Written instruction: In the data below, find every line with the string "this" and pull it out.

Entries provided:
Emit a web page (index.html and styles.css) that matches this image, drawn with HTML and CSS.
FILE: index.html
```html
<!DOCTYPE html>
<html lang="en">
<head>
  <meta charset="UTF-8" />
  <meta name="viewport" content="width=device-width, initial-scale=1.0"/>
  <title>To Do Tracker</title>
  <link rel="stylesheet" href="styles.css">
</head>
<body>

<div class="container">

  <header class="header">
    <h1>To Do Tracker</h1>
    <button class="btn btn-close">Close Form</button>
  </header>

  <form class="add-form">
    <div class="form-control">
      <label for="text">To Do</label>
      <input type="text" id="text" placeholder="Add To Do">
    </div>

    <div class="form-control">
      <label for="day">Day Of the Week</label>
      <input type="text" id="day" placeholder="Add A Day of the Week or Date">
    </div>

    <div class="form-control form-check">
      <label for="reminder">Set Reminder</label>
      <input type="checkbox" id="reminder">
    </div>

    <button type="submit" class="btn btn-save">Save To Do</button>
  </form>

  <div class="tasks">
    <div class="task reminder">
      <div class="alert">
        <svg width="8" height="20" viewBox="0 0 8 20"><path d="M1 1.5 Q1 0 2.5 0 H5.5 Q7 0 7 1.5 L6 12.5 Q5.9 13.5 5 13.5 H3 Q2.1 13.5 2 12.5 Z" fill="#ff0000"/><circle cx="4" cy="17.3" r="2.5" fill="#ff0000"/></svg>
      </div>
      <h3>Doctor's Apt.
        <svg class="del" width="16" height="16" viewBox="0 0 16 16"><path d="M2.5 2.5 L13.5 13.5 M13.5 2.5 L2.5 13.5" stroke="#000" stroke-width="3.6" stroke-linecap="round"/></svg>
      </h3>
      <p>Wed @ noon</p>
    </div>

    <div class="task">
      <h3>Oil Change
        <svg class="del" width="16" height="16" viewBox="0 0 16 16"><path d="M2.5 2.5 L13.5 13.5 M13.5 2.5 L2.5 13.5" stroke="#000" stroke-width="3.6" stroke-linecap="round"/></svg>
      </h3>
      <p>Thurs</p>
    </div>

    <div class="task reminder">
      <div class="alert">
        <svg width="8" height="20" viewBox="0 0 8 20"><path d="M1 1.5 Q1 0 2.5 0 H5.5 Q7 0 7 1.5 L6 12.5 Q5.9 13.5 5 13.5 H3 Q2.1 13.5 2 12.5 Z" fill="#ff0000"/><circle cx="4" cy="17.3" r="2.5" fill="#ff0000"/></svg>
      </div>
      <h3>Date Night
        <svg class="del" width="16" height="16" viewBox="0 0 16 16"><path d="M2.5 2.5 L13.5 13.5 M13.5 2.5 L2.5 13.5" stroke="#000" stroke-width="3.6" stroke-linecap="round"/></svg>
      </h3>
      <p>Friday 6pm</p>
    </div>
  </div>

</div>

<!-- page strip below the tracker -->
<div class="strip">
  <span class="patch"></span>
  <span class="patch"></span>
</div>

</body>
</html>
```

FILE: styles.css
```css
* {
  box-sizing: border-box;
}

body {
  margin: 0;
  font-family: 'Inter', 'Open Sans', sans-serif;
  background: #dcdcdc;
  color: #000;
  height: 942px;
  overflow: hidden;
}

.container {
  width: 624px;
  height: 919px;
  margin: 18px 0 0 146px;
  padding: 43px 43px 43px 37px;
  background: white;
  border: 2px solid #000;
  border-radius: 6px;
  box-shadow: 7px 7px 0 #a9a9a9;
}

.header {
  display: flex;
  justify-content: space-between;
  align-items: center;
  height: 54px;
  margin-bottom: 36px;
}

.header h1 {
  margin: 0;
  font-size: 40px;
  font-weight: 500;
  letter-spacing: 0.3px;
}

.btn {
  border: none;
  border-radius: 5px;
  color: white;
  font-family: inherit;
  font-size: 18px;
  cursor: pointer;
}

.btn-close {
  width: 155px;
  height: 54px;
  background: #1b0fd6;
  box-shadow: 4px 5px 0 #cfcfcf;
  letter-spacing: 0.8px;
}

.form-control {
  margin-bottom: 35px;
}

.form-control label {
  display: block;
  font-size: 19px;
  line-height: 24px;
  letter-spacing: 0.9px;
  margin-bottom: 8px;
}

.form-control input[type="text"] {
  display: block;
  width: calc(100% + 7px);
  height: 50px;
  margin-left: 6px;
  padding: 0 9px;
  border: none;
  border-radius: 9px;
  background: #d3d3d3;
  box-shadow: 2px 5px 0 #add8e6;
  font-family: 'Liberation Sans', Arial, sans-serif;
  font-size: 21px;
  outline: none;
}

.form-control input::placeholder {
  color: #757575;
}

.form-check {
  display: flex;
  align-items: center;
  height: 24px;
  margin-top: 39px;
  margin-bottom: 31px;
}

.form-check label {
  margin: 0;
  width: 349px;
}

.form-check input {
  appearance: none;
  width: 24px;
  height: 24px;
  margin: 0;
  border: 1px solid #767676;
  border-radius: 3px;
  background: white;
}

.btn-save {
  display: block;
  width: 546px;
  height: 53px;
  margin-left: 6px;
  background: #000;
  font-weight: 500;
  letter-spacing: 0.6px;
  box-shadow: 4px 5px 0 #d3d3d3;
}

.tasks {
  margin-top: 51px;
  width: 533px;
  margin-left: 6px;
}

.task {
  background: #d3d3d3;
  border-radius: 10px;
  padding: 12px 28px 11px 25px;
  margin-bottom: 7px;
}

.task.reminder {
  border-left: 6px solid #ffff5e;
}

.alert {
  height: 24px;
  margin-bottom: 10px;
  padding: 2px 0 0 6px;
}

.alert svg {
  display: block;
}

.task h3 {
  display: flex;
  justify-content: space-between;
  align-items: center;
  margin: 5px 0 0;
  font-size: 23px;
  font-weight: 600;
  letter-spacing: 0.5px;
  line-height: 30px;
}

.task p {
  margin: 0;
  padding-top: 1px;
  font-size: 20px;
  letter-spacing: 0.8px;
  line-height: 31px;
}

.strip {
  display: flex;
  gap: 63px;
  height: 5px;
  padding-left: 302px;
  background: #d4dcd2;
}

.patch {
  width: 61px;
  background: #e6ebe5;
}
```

---

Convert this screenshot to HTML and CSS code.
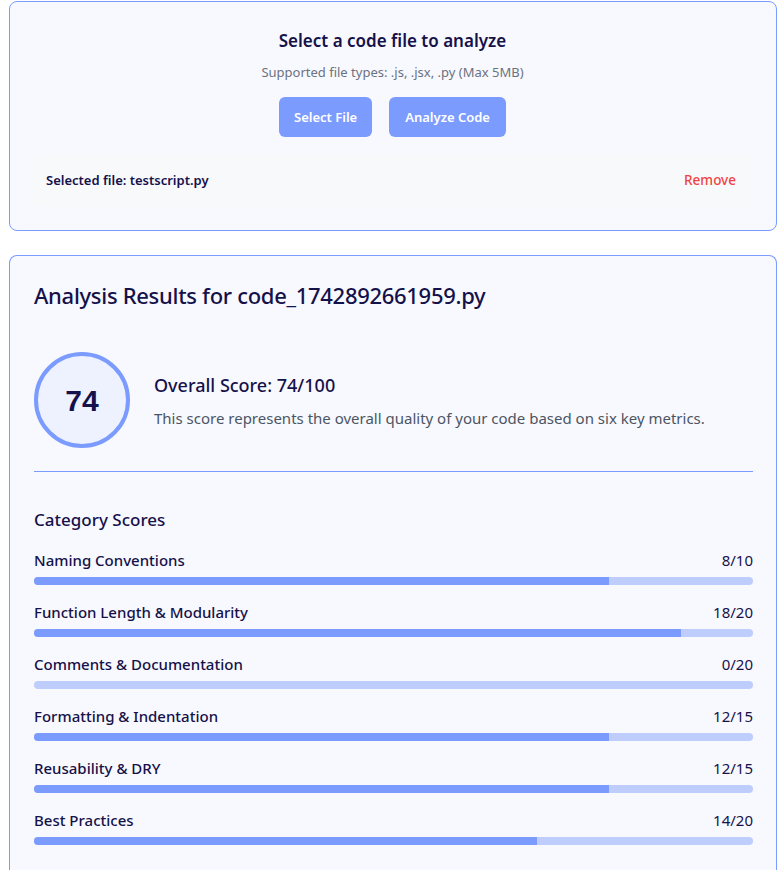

* * *

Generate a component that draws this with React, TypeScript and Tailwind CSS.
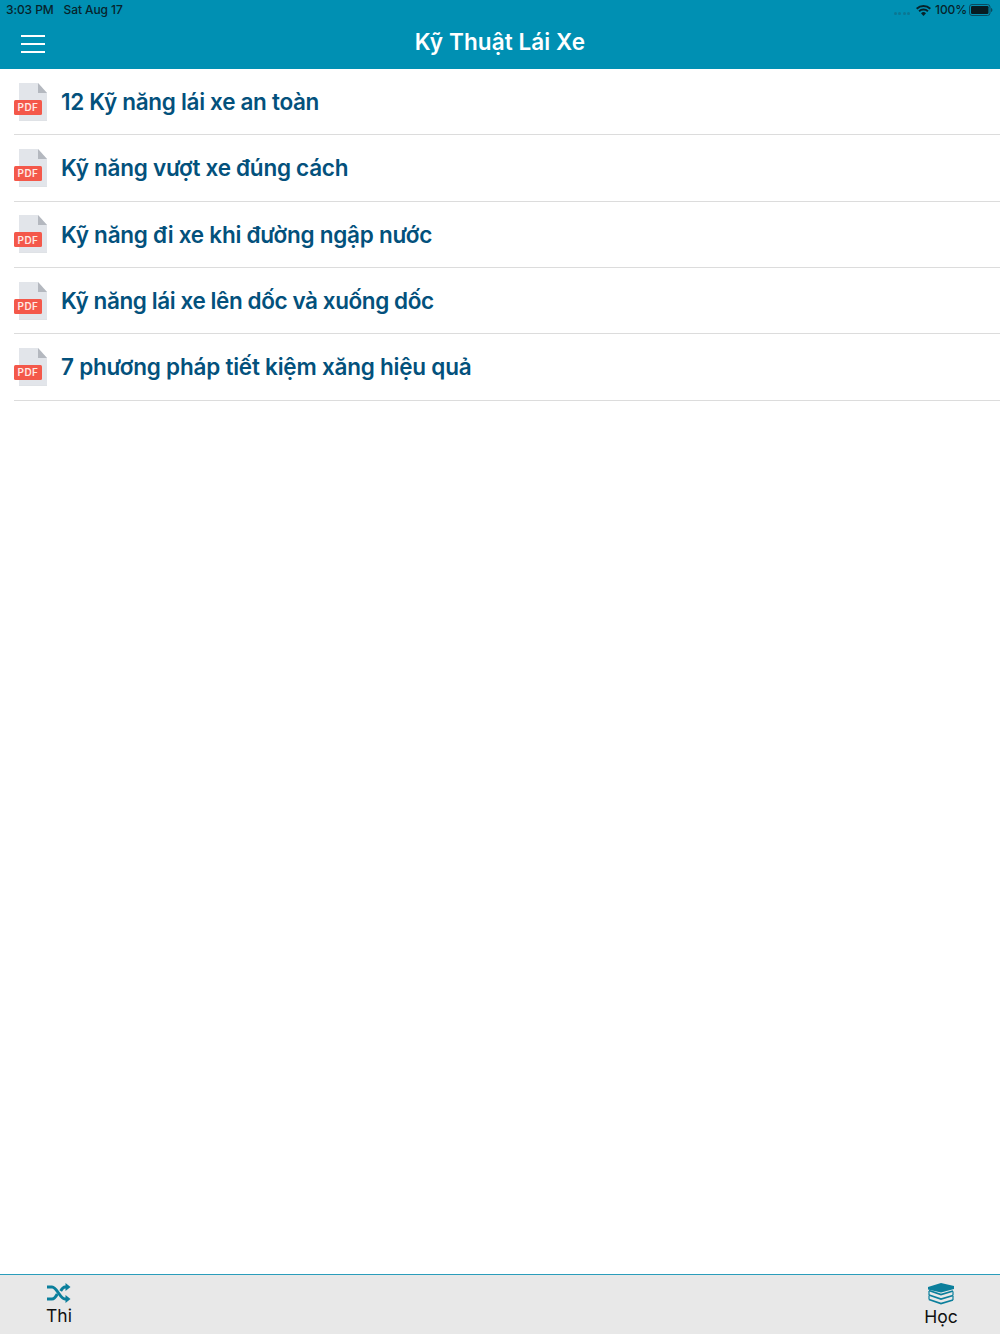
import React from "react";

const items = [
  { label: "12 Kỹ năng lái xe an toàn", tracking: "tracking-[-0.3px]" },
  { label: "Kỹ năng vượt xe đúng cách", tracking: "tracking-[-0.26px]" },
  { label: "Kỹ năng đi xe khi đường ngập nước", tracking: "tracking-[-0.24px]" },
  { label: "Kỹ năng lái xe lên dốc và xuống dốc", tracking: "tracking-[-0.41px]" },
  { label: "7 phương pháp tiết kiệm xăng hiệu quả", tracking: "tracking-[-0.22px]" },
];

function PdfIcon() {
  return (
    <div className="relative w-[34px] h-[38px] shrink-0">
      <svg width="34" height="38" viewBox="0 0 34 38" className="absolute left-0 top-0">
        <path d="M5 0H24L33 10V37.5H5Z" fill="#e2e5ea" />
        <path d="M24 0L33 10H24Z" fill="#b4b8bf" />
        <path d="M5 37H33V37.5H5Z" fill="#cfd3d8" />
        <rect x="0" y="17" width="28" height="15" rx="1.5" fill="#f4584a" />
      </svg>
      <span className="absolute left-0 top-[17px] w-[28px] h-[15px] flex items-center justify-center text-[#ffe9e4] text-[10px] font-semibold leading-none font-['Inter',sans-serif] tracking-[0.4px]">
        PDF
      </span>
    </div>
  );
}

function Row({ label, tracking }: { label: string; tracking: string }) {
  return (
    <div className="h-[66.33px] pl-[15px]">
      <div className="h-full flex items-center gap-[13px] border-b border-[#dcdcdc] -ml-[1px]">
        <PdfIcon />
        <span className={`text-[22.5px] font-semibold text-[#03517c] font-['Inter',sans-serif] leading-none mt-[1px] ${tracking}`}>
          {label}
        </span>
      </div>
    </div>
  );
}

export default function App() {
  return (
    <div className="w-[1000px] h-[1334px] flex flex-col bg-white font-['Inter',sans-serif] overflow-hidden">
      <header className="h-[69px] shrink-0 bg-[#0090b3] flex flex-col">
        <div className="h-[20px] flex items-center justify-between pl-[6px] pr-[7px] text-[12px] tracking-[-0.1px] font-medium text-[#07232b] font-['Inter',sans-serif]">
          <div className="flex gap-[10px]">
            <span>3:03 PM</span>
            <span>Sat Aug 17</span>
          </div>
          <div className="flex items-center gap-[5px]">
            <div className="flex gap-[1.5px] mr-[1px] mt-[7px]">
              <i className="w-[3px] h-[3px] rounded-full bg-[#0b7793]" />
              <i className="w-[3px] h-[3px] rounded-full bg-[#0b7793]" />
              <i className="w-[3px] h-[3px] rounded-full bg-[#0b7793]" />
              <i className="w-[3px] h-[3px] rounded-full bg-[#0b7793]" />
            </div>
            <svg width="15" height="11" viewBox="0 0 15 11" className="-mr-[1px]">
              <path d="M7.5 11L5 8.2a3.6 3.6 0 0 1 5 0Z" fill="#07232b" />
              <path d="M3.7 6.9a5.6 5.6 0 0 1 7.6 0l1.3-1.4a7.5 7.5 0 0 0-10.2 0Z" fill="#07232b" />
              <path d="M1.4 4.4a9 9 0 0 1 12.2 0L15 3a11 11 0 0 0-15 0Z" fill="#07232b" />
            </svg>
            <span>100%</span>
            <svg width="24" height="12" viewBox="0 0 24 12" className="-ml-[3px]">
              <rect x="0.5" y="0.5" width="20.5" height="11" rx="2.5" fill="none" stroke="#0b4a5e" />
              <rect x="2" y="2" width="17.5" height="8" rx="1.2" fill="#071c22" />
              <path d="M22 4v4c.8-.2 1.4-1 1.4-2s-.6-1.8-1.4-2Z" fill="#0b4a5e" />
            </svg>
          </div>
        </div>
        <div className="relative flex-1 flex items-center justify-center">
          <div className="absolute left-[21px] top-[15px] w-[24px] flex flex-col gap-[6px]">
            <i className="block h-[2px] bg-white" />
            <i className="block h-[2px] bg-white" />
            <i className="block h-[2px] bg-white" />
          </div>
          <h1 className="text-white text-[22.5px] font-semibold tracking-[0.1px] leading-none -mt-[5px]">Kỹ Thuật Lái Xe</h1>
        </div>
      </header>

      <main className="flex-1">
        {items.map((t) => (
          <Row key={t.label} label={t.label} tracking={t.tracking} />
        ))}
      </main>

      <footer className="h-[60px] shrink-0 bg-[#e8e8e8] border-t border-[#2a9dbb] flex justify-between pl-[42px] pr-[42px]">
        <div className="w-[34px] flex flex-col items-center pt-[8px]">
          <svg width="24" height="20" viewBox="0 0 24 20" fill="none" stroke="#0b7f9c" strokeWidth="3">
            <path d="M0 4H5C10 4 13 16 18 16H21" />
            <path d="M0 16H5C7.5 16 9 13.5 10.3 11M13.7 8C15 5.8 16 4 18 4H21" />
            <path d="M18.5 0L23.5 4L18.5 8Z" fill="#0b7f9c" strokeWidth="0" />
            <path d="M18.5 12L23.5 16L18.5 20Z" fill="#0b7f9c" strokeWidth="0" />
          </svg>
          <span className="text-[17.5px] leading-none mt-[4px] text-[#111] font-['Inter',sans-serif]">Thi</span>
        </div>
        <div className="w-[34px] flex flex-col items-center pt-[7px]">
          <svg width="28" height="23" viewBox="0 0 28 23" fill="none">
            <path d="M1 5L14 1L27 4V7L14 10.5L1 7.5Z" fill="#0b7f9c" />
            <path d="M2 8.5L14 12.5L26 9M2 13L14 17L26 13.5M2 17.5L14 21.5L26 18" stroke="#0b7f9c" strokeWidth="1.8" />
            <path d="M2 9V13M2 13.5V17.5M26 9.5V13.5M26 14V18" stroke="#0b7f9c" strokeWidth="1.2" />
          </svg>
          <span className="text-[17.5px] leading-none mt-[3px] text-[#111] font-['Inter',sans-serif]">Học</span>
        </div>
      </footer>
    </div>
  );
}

Task output:
Emit a web page (index.html and styles.css) that matches this image, drawn with HTML and CSS.
Convert this screenshot to HTML and CSS code.
Generate a component that draws this with React, TypeScript and Tailwind CSS.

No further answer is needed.